Over all, you did better than 98 percent of Times readers. The median score on this quiz is 27.
But shouldn't that be "Overall"?
I came here tho to comment on the letting stuff go thing and avoiding the misery we have the option of avoiding. Seems I can't be reminded too much of this sort of thing. I surely do contribute to my own unpleasant experience sometimes. Particularly since I started getting more assertive. That's one really shitty part of having to learn to assert oneself, I think. The way the stress and frustration and anger of it feel extra-big. That stuff flusters me, as does the backlash of fearful chagrin that seems to slap into me reflexively most of the time when I assert myself with people I feel close to. And such flustering is the opposite of the Zen chill serenity biz.
(no subject)
Date: 2017-11-17 04:20 pm (UTC)Your take on assertive and stress is interesting. At first thought, my take is that being assertive is less stressful than just taking what gets handed out. But, yeah, I see the other side.

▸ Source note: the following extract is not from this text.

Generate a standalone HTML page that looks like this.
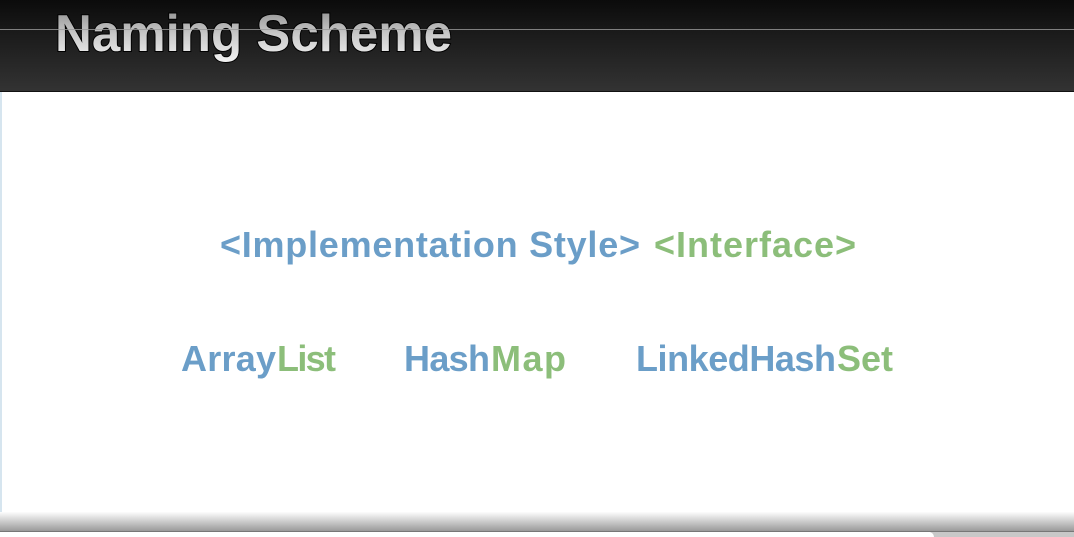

One major contributor to my own Zen chill serenity biz is my isolation. Not having to answer to, compromise with, cater to friends and family provides a clear path to calm :)
And constantly reminding myself about who is in charge of how I think, feel, deal with and respond to shit.
(no subject)
Date: 2017-11-17 05:38 pm (UTC)BTW, the NYTimes wrote back with a segment of its style manual:
Dear Ms. Nichols,
Thank you for your note, and I understand your concern. It is a convention of our newsroom style to render that term as two words in this context. In case you are interested, I have copied the relevant passage from our stylebook below:
over all, overall, overalls. Use overall as an adjective: overall policy.
But use two words in phrases like these: Over all, the Democrats made gains;
The Senate’s political coloration will be little changed over all. The bibbed
trousers with tool pockets are overalls.
I hope this helps explain, and thank you for taking the time to reach out. We appreciate your taking our quiz.
Best regards,
Zach Montague
Assistant, Standards Department
The New York Times
(no subject)
Date: 2017-11-17 06:00 pm (UTC)(no subject)
Date: 2017-11-17 08:26 pm (UTC)As far as zen. I struggle, (case in point - my recent bad mood post when I succumbed to that rabbit hole!) but know it's all about attitude ... a choice ... a mindset for living, maybe. I also think it has something to do with a certain inner confidence that you can handle the curve balls that life can sometimes throw your way. Sometimes, for me, confidence is in short supply.
I also think that things get a little more complex when you live with someone else, in my case a marriage partner - - someone I love very much. :) Despite the fact that I've chosen the life I lead with him, the reality is that I might not be living exactly as I am if I was the the only one making choices for my life. Once you choose - or for as long as you choose - there has to be an acceptance of the consequences for that choice.
Also, after reading some of the other comments, adding assertiveness can add stress to your zen! Yet - not asserting oneself can also add a different kind of stress. This dynamic increases if you are living with someone else.